Lindtner has been a Visiting Associate Professor at NYU Shanghai (2021-2024), a Visiting Scholar with the Paul Tsai China Center at the Yale Law School (2024-25), a CUSP (China-US Scholars Program) Fellow (2021-22), and a fellow in the National Committee on United States-China Relations’ Public Intellectuals Program (2021-23). Lindtner’s research has been awarded support from the US National Science Foundation (NSF), IIE (the Institute of International Education), IMLS (Institute of Museum and Library Services), Intel Labs, Google Anita Borg, and the Chinese National Natural Science Foundation. Her work has appeared at ST&HV (Science, Technology, and Human Values), ESTS (Engaging Science, Technology and Society), SocialText, Women’s Studies Quarterly, China Information, ToCHI, ACM SIGCHI (Human-Computer Interaction), ACM CSCW (Computer Supported Cooperative Work & Social Computing), among other venues.
News & highlights:
Two new papers on affect, control, and the moral economy of AI
They will soon appear in the proceedings of the fabulous, decennial Aarhus Conference on critical computing (Aug 18-22, 2025):
Silvia M. Lindtner. To appear August 2025. Feeling like a State: Affect & Control in the Age of AI.
Abstract: Many commentators fear that AI enables new levels of surveillance and thus a crisis for liberal democracy. I argue that an obsession with surveillance has clouded other forms of control that are more difficult to notice, operating through the production and circulation of affect. Twenty years ago, the Aarhus Conference published some of the first critical writing on the themes of affect, AI, and control. I return to this groundbreaking work that offers fresh insights for how we understand contemporary governance of people, nature, and regions. This article offers a feminist ethnography to rethink control and pursue avenues for resistance and alternatives, bringing into conversation my observations from research in rural China and the use of AI in population management.

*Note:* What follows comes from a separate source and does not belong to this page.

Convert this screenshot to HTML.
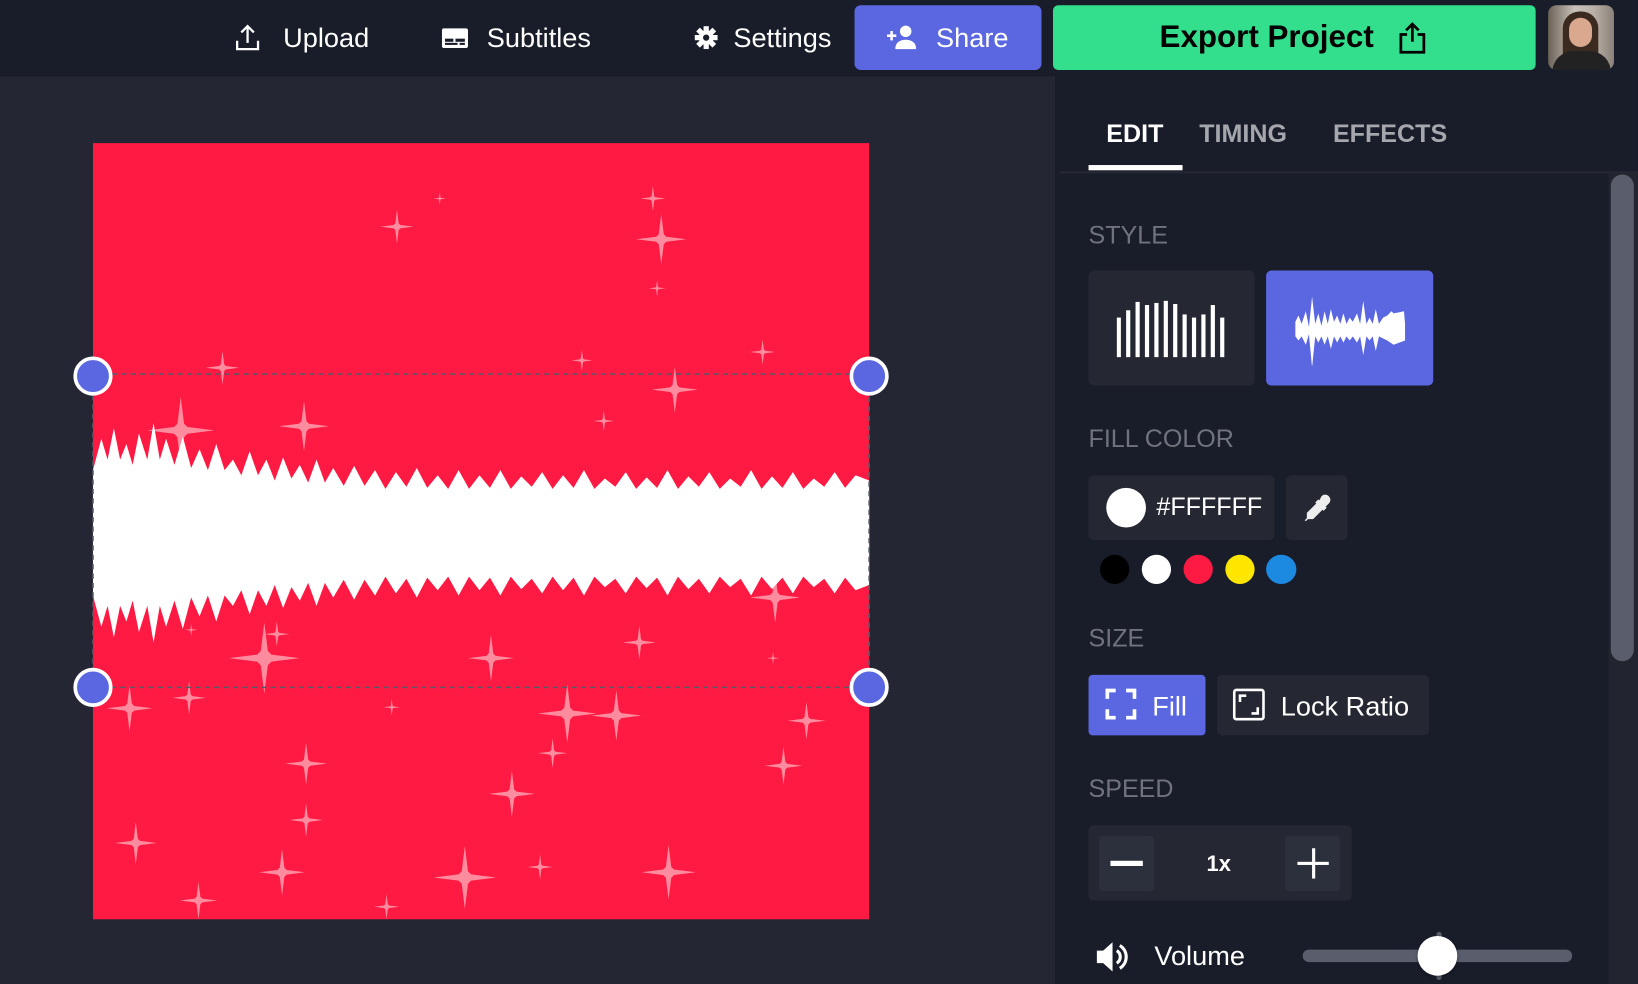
<!DOCTYPE html>
<html><head><meta charset="utf-8"><style>
html,body{margin:0;padding:0;width:1638px;height:984px;overflow:hidden;background:#191d2a;}
#w{position:absolute;left:0;top:0;width:1568px;height:942px;transform:scale(1.04464);transform-origin:0 0;font-family:"Liberation Sans",sans-serif;color:#fff;}
.a{position:absolute;}
.nav{font-size:26px;color:#fff;top:21px;}
.lbl{font-size:24px;color:#70737e;}
.box{background:#252733;border-radius:5px;}
</style></head><body><div id="w">
<div class="a" style="left:0;top:0;width:1568px;height:73px;background:#191d2a"></div>
<div class="a" style="left:0;top:73px;width:1010px;height:869px;background:#242633"></div>
<div class="a" style="left:1010px;top:73px;width:558px;height:869px;background:#191d2a"></div>

<!-- nav -->
<svg class="a" style="left:224px;top:22px" width="26" height="28" viewBox="0 0 26 28" fill="none" stroke="#fff" stroke-width="2.2"><path d="M13 19V3M7 9l6-6 6 6M3 17v8h20v-8"/></svg>
<div class="a nav" style="left:271px">Upload</div>
<svg class="a" style="left:423px;top:27px" width="25" height="19" viewBox="0 0 25 19"><rect x="0" y="0" width="25" height="19" rx="2" fill="#fff"/><rect x="3" y="10" width="8" height="3" fill="#191d2a"/><rect x="13" y="10" width="9" height="3" fill="#191d2a"/><rect x="3" y="14" width="12" height="2" fill="#191d2a"/><rect x="17" y="14" width="5" height="2" fill="#191d2a"/></svg>
<div class="a nav" style="left:466px">Subtitles</div>
<svg class="a" style="left:665px;top:25px" width="22" height="22" viewBox="-11 -11 22 22"><g fill="#fff"><circle r="7"/><rect x="-2.5" y="-11" width="5" height="22"/><rect x="-2.5" y="-11" width="5" height="22" transform="rotate(45)"/><rect x="-2.5" y="-11" width="5" height="22" transform="rotate(90)"/><rect x="-2.5" y="-11" width="5" height="22" transform="rotate(135)"/></g><circle r="3" fill="#191d2a"/></svg>
<div class="a nav" style="left:702px">Settings</div>
<div class="a" style="left:818px;top:5px;width:179px;height:62px;background:#5b67e1;border-radius:6px"></div>
<svg class="a" style="left:849px;top:24px" width="30" height="24" viewBox="0 0 30 24" fill="#fff"><circle cx="18" cy="6" r="5.5"/><path d="M8 23c0-6 4-9 10-9s10 3 10 9z"/><rect x="0" y="9" width="9" height="2.4"/><rect x="3.3" y="5.7" width="2.4" height="9"/></svg>
<div class="a nav" style="left:896px">Share</div>
<div class="a" style="left:1008px;top:5px;width:462px;height:62px;background:#33df8c;border-radius:5px"></div>
<div class="a" style="left:1110px;top:19px;font-size:30px;font-weight:bold;color:#000">Export Project</div>
<svg class="a" style="left:1338px;top:20px" width="28" height="32" viewBox="0 0 28 32" fill="none" stroke="#000" stroke-width="2.6"><path d="M14 20V3M8 9l6-6 6 6M9 13H3v17h22V13h-6"/></svg>
<div class="a" style="left:1482px;top:5px;width:63px;height:62px;border-radius:8px;background:linear-gradient(90deg,#6b6258,#c9c2b8 40%,#b8b0a6 70%,#8a8178);overflow:hidden">
<div class="a" style="left:14px;top:6px;width:34px;height:60px;border-radius:16px 16px 4px 4px;background:#3b2a20"></div>
<div class="a" style="left:20px;top:12px;width:22px;height:28px;border-radius:11px;background:#d9a88e"></div>
<div class="a" style="left:4px;top:44px;width:56px;height:30px;border-radius:20px 20px 0 0;background:#222"></div>
</div>

<!-- canvas -->
<svg class="a" style="left:0;top:0" width="1010" height="942">
<defs><path id="st" d="M0,-1 L0.1,-0.2 L0.2,-0.1 L1,0 L0.2,0.1 L0.1,0.2 L0,1 L-0.1,0.2 L-0.2,0.1 L-1,0 L-0.2,-0.1 L-0.1,-0.2Z" fill="#ff8c9e"/>
<polygon id="wv" fill="#fff" points="89,450 97,420 103,440 109,410 115,440 121,425 127,445 133,415 141,440 147,405 153,440 159,420 167,445 175,418 183,448 191,430 199,450 207,425 215,450 223,440 231,455 239,432 247,455 255,440 263,460 271,438 279,458 287,445 295,462 303,440 311,462 319,448 329,465 339,446 349,465 359,450 369,468 379,452 389,466 399,448 409,467 419,455 429,468 439,450 449,468 459,455 469,467 479,450 489,468 499,456 509,466 519,452 529,468 539,455 549,467 559,450 569,468 579,458 589,466 599,452 609,468 619,457 629,467 639,450 649,468 659,456 669,466 679,452 689,468 699,458 709,466 719,450 729,468 739,456 749,467 759,452 769,468 779,458 789,466 799,452 809,467 819,455 832,460 832,512 89,512"/></defs>
<rect x="89" y="137" width="743" height="743" fill="#ff1a44"/>
<g>
<use href="#st" transform="translate(380,217) scale(16)"/><use href="#st" transform="translate(633,229) scale(24)"/><use href="#st" transform="translate(625,190) scale(12)"/><use href="#st" transform="translate(629,276) scale(8)"/><use href="#st" transform="translate(421,190) scale(6)"/><use href="#st" transform="translate(213,352) scale(16)"/><use href="#st" transform="translate(173,412) scale(32)"/><use href="#st" transform="translate(291,408) scale(24)"/><use href="#st" transform="translate(646,373) scale(22)"/><use href="#st" transform="translate(557,345) scale(10)"/><use href="#st" transform="translate(730,337) scale(12)"/><use href="#st" transform="translate(578,403) scale(10)"/><use href="#st" transform="translate(253,630) scale(34)"/><use href="#st" transform="translate(265,607) scale(12)"/><use href="#st" transform="translate(470,630) scale(22)"/><use href="#st" transform="translate(543,683) scale(28)"/><use href="#st" transform="translate(590,685) scale(24)"/><use href="#st" transform="translate(490,760) scale(22)"/><use href="#st" transform="translate(293,731) scale(20)"/><use href="#st" transform="translate(293,785) scale(16)"/><use href="#st" transform="translate(130,807) scale(20)"/><use href="#st" transform="translate(270,835) scale(22)"/><use href="#st" transform="translate(445,840) scale(30)"/><use href="#st" transform="translate(640,835) scale(26)"/><use href="#st" transform="translate(517,830) scale(12)"/><use href="#st" transform="translate(190,862) scale(18)"/><use href="#st" transform="translate(370,868) scale(12)"/><use href="#st" transform="translate(772,690) scale(18)"/><use href="#st" transform="translate(750,733) scale(18)"/><use href="#st" transform="translate(742,572) scale(24)"/><use href="#st" transform="translate(612,615) scale(16)"/><use href="#st" transform="translate(124,678) scale(22)"/><use href="#st" transform="translate(181,668) scale(16)"/><use href="#st" transform="translate(529,721) scale(14)"/><use href="#st" transform="translate(183,603) scale(6)"/><use href="#st" transform="translate(375,677) scale(8)"/><use href="#st" transform="translate(740,630) scale(6)"/>
</g>
<use href="#wv"/><use href="#wv" transform="translate(0,1020) scale(1,-1)"/>
<rect x="89" y="470" width="743" height="80" fill="#fff"/>
<rect x="89" y="358" width="743" height="300" fill="none" stroke="#555a66" stroke-width="1.5" stroke-dasharray="5,4"/>
<g fill="#5b67e1" stroke="#fff" stroke-width="3.5"><circle cx="89" cy="360" r="17"/><circle cx="832" cy="360" r="17"/><circle cx="89" cy="658" r="17"/><circle cx="832" cy="658" r="17"/></g>
</svg>

<!-- panel -->
<div class="a" style="left:1059px;top:115px;font-size:24px;font-weight:bold;color:#fff">EDIT</div>
<div class="a" style="left:1148px;top:115px;font-size:24px;font-weight:bold;color:#a5a7ad">TIMING</div>
<div class="a" style="left:1276px;top:115px;font-size:24px;font-weight:bold;color:#a5a7ad">EFFECTS</div>
<div class="a" style="left:1042px;top:158px;width:90px;height:5px;background:#fff"></div>
<div class="a" style="left:1014px;top:164px;width:554px;height:2px;background:#252733"></div>
<div class="a" style="left:1540px;top:166px;width:28px;height:776px;background:#22252f"></div>
<div class="a" style="left:1542px;top:167px;width:22px;height:466px;background:#5a5d6b;border-radius:11px"></div>

<div class="a lbl" style="left:1042px;top:212px">STYLE</div>
<div class="a box" style="left:1042px;top:259px;width:159px;height:110px"></div>
<svg class="a" style="left:1069px;top:286px" width="108" height="56" fill="#fff"><rect x="0" y="18" width="4" height="38"/><rect x="9" y="11" width="4" height="45"/><rect x="18" y="3" width="4" height="53"/><rect x="27" y="6" width="4" height="50"/><rect x="36" y="4" width="4" height="52"/><rect x="45" y="2" width="4" height="54"/><rect x="54" y="5" width="4" height="51"/><rect x="63" y="15" width="4" height="41"/><rect x="72" y="18" width="4" height="38"/><rect x="81" y="15" width="4" height="41"/><rect x="90" y="6" width="4" height="50"/><rect x="99" y="18" width="4" height="38"/></svg>
<div class="a" style="left:1212px;top:259px;width:160px;height:110px;background:#5b67e1;border-radius:5px"></div>
<svg class="a" style="left:1238px;top:280px" width="110" height="70" fill="#fff"><polygon points="2,28 5,22 8,30 12,18 15,33 18,4 21,30 24,20 27,32 30,18 33,30 36,16 39,28 42,22 45,30 48,20 51,30 54,24 57,28 61,20 64,30 67,8 70,30 73,24 76,30 79,16 82,30 86,24 90,22 94,18 96,20 106,18 107,30 107,46 96,50 90,46 86,44 82,42 79,56 76,42 73,46 70,42 67,60 64,42 61,48 57,42 54,46 51,42 48,48 45,42 42,48 39,42 36,54 33,42 30,50 27,42 24,48 21,42 18,72 15,40 12,50 8,42 5,46 2,42"/></svg>

<div class="a lbl" style="left:1042px;top:407px">FILL COLOR</div>
<div class="a box" style="left:1042px;top:455px;width:178px;height:62px"></div>
<div class="a" style="left:1059px;top:467px;width:38px;height:38px;border-radius:50%;background:#fff"></div>
<div class="a" style="left:1107px;top:472px;font-size:24px">#FFFFFF</div>
<div class="a box" style="left:1231px;top:455px;width:59px;height:62px"></div>
<svg class="a" style="left:1247px;top:472px" width="28" height="28" viewBox="0 0 28 28" fill="#eee"><path d="M18 3c2-2 5-2 7 0s2 5 0 7l-3 3 1 1-3 3-1-1-9 9H5l-2 2-1-1 2-2v-5l9-9-1-1 3-3 1 1z"/></svg>
<div class="a" style="left:1053px;top:531px;width:28px;height:28px;border-radius:50%;background:#000"></div>
<div class="a" style="left:1093px;top:531px;width:28px;height:28px;border-radius:50%;background:#fff"></div>
<div class="a" style="left:1133px;top:531px;width:28px;height:28px;border-radius:50%;background:#ff1a44"></div>
<div class="a" style="left:1173px;top:531px;width:28px;height:28px;border-radius:50%;background:#ffe600"></div>
<div class="a" style="left:1212px;top:531px;width:29px;height:28px;border-radius:50%;background:#1d8ae2"></div>

<div class="a lbl" style="left:1042px;top:598px">SIZE</div>
<div class="a" style="left:1042px;top:646px;width:112px;height:58px;background:#5b67e1;border-radius:4px"></div>
<svg class="a" style="left:1058px;top:659px" width="30" height="30" fill="none" stroke="#fff" stroke-width="3.5"><path d="M2 10V2h8M20 2h8v8M28 20v8h-8M10 28H2v-8"/></svg>
<div class="a" style="left:1103px;top:661px;font-size:26px">Fill</div>
<div class="a box" style="left:1165px;top:646px;width:203px;height:58px"></div>
<svg class="a" style="left:1180px;top:659px" width="31" height="31" fill="none" stroke="#fff" stroke-width="2.5"><rect x="1.5" y="1.5" width="28" height="28" rx="2"/><path d="M7 13V7h6M24 18v6h-6"/></svg>
<div class="a" style="left:1226px;top:661px;font-size:26px">Lock Ratio</div>

<div class="a lbl" style="left:1042px;top:742px">SPEED</div>
<div class="a box" style="left:1042px;top:790px;width:252px;height:72px"></div>
<div class="a" style="left:1052px;top:800px;width:53px;height:53px;background:#2c2f3c;border-radius:4px"></div>
<div class="a" style="left:1063px;top:824px;width:31px;height:5px;background:#fff"></div>
<div class="a" style="left:1155px;top:816px;font-size:21px;font-weight:bold">1x</div>
<div class="a" style="left:1230px;top:800px;width:53px;height:53px;background:#2c2f3c;border-radius:4px"></div>
<div class="a" style="left:1242px;top:825px;width:30px;height:3px;background:#fff"></div>
<div class="a" style="left:1255.5px;top:812px;width:3px;height:29px;background:#fff"></div>

<svg class="a" style="left:1049px;top:900px" width="36" height="32" viewBox="0 0 36 32" fill="#fff"><path d="M1 10h6l9-8v28l-9-8H1z"/><path d="M20 10a7 7 0 0 1 0 12" fill="none" stroke="#fff" stroke-width="3"/><path d="M23 5a13 13 0 0 1 0 22" fill="none" stroke="#fff" stroke-width="3"/></svg>
<div class="a" style="left:1105px;top:900px;font-size:26px">Volume</div>
<div class="a" style="left:1247px;top:909px;width:258px;height:12px;background:#5a5d6b;border-radius:6px"></div>
<div class="a" style="left:1375px;top:892px;width:5px;height:46px;background:#5a5d6b;border-radius:3px"></div>
<div class="a" style="left:1357px;top:896px;width:38px;height:38px;border-radius:50%;background:#fff;box-shadow:0 1px 3px rgba(0,0,0,.4)"></div>
</div></body></html>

Yuchen Chen, Silvia M. Lindtner, and Yuling Sun. The Moral Economy of AI.
Abstract: The Chinese party-state frames AI as an ideal instrument to transform its rising elderly population from a national crisis into an opportunity. This must be done, its leaders argue, by integrating AI into society in ways that cultivate moral values of a harmonious society and traditional family structures. Drawing on ethnographic research on the implementation of three elderly care programs in Shanghai, we examine how the moral economy of AI comes into being, with a specific focus on the affective labor it necessitates from citizens. The lens of moral economy contributes to prior research on the political economy of technology and labor, as well as to discussions of AI and ethics.
I was promoted to the rank of Full Professor, effective sep 1, 2025!
RECENT & Upcoming talks & PODCASTS:
“Feeling like a State: Affect & Control in the Age of AI”, Invited Talk, Harvard University, Workshop on :AI in Media: Global Trends, Challenges, and Future Directions,” Harvard-Yenching Institute, May 16, 2025.
“Feeling like a State: China, America, and Control in the Age of AI,” Invited Talk, Yale Law School, Information Society Project (ISP), November 12, 2024.
“Residual Data Prototypes,” New School, PERN (Platform Economies Research Network) Conference, April 25-26, 2024.
“Data Engines: Automating China’s Soil and Soul,” UC Irvine, Feb 23, 2024.
Documentary, PBS, Nova, “Inside China’s Tech Boom,” Nov 8, 2023.